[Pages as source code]
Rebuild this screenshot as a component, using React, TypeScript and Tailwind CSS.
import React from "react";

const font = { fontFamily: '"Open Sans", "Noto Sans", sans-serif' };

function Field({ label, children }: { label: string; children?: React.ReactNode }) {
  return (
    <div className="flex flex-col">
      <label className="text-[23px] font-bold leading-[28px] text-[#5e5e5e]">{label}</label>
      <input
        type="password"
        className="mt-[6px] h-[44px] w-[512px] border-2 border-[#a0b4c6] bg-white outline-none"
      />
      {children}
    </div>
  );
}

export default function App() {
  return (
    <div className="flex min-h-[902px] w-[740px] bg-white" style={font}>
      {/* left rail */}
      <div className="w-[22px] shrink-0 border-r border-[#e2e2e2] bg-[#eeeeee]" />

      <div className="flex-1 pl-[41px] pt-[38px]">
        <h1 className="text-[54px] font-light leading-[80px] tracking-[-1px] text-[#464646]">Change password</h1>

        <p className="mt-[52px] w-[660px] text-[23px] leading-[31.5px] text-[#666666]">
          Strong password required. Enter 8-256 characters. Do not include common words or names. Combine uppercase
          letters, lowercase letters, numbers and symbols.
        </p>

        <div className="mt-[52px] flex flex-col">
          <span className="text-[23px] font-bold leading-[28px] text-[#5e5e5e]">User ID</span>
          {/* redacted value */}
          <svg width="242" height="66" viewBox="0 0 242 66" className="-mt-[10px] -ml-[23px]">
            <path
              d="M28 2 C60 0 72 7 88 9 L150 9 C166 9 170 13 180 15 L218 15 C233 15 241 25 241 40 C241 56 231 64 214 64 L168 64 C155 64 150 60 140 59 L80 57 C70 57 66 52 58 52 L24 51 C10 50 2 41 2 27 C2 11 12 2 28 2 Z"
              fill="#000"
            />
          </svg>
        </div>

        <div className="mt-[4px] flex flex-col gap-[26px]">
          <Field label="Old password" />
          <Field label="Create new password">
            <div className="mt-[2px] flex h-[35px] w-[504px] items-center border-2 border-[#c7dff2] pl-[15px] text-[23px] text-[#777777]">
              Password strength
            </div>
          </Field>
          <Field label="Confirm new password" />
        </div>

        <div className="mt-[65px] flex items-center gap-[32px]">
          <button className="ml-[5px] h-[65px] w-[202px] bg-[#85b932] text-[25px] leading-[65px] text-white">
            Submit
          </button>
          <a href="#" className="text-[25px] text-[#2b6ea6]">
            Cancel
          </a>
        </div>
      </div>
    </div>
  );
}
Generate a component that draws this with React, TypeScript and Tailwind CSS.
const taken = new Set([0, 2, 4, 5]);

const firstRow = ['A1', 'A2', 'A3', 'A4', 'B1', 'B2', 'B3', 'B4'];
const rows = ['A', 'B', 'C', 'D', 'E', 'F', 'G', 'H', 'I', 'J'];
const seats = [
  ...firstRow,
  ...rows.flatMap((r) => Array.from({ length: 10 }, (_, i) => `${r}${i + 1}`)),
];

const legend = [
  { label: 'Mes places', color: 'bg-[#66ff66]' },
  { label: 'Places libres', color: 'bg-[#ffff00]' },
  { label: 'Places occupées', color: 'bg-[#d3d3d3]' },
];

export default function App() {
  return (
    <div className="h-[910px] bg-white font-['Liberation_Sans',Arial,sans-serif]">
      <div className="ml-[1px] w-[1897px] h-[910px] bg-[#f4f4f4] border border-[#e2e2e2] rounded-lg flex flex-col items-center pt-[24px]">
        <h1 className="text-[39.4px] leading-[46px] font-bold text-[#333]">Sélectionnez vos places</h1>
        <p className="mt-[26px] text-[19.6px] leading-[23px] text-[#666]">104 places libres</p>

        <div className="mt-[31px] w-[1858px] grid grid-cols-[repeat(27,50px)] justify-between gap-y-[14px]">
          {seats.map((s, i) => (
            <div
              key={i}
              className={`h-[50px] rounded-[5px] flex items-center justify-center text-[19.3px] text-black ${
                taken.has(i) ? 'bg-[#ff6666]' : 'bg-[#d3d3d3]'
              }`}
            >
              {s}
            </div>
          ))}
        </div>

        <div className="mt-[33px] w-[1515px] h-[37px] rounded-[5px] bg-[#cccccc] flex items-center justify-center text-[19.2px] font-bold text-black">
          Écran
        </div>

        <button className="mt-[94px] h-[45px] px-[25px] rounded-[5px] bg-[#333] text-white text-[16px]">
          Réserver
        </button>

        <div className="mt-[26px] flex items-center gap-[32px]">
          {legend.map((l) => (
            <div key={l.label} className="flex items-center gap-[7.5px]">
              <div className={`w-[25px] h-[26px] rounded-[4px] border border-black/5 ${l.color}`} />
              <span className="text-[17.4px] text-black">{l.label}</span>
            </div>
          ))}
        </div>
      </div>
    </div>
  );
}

Directive ->
Each line of the listing above should be output exactly.

Solution to the exercise ->
Rebuild this screenshot as a component, using React, TypeScript and Tailwind CSS.
import React from "react";

const font = { fontFamily: '"Open Sans", "Noto Sans", sans-serif' };

function Field({ label, children }: { label: string; children?: React.ReactNode }) {
  return (
    <div className="flex flex-col">
      <label className="text-[23px] font-bold leading-[28px] text-[#5e5e5e]">{label}</label>
      <input
        type="password"
        className="mt-[6px] h-[44px] w-[512px] border-2 border-[#a0b4c6] bg-white outline-none"
      />
      {children}
    </div>
  );
}

export default function App() {
  return (
    <div className="flex min-h-[902px] w-[740px] bg-white" style={font}>
      {/* left rail */}
      <div className="w-[22px] shrink-0 border-r border-[#e2e2e2] bg-[#eeeeee]" />

      <div className="flex-1 pl-[41px] pt-[38px]">
        <h1 className="text-[54px] font-light leading-[80px] tracking-[-1px] text-[#464646]">Change password</h1>

        <p className="mt-[52px] w-[660px] text-[23px] leading-[31.5px] text-[#666666]">
          Strong password required. Enter 8-256 characters. Do not include common words or names. Combine uppercase
          letters, lowercase letters, numbers and symbols.
        </p>

        <div className="mt-[52px] flex flex-col">
          <span className="text-[23px] font-bold leading-[28px] text-[#5e5e5e]">User ID</span>
          {/* redacted value */}
          <svg width="242" height="66" viewBox="0 0 242 66" className="-mt-[10px] -ml-[23px]">
            <path
              d="M28 2 C60 0 72 7 88 9 L150 9 C166 9 170 13 180 15 L218 15 C233 15 241 25 241 40 C241 56 231 64 214 64 L168 64 C155 64 150 60 140 59 L80 57 C70 57 66 52 58 52 L24 51 C10 50 2 41 2 27 C2 11 12 2 28 2 Z"
              fill="#000"
            />
          </svg>
        </div>

        <div className="mt-[4px] flex flex-col gap-[26px]">
          <Field label="Old password" />
          <Field label="Create new password">
            <div className="mt-[2px] flex h-[35px] w-[504px] items-center border-2 border-[#c7dff2] pl-[15px] text-[23px] text-[#777777]">
              Password strength
            </div>
          </Field>
          <Field label="Confirm new password" />
        </div>

        <div className="mt-[65px] flex items-center gap-[32px]">
          <button className="ml-[5px] h-[65px] w-[202px] bg-[#85b932] text-[25px] leading-[65px] text-white">
            Submit
          </button>
          <a href="#" className="text-[25px] text-[#2b6ea6]">
            Cancel
          </a>
        </div>
      </div>
    </div>
  );
}
Generate a component that draws this with React, TypeScript and Tailwind CSS.
const taken = new Set([0, 2, 4, 5]);

const firstRow = ['A1', 'A2', 'A3', 'A4', 'B1', 'B2', 'B3', 'B4'];
const rows = ['A', 'B', 'C', 'D', 'E', 'F', 'G', 'H', 'I', 'J'];
const seats = [
  ...firstRow,
  ...rows.flatMap((r) => Array.from({ length: 10 }, (_, i) => `${r}${i + 1}`)),
];

const legend = [
  { label: 'Mes places', color: 'bg-[#66ff66]' },
  { label: 'Places libres', color: 'bg-[#ffff00]' },
  { label: 'Places occupées', color: 'bg-[#d3d3d3]' },
];

export default function App() {
  return (
    <div className="h-[910px] bg-white font-['Liberation_Sans',Arial,sans-serif]">
      <div className="ml-[1px] w-[1897px] h-[910px] bg-[#f4f4f4] border border-[#e2e2e2] rounded-lg flex flex-col items-center pt-[24px]">
        <h1 className="text-[39.4px] leading-[46px] font-bold text-[#333]">Sélectionnez vos places</h1>
        <p className="mt-[26px] text-[19.6px] leading-[23px] text-[#666]">104 places libres</p>

        <div className="mt-[31px] w-[1858px] grid grid-cols-[repeat(27,50px)] justify-between gap-y-[14px]">
          {seats.map((s, i) => (
            <div
              key={i}
              className={`h-[50px] rounded-[5px] flex items-center justify-center text-[19.3px] text-black ${
                taken.has(i) ? 'bg-[#ff6666]' : 'bg-[#d3d3d3]'
              }`}
            >
              {s}
            </div>
          ))}
        </div>

        <div className="mt-[33px] w-[1515px] h-[37px] rounded-[5px] bg-[#cccccc] flex items-center justify-center text-[19.2px] font-bold text-black">
          Écran
        </div>

        <button className="mt-[94px] h-[45px] px-[25px] rounded-[5px] bg-[#333] text-white text-[16px]">
          Réserver
        </button>

        <div className="mt-[26px] flex items-center gap-[32px]">
          {legend.map((l) => (
            <div key={l.label} className="flex items-center gap-[7.5px]">
              <div className={`w-[25px] h-[26px] rounded-[4px] border border-black/5 ${l.color}`} />
              <span className="text-[17.4px] text-black">{l.label}</span>
            </div>
          ))}
        </div>
      </div>
    </div>
  );
}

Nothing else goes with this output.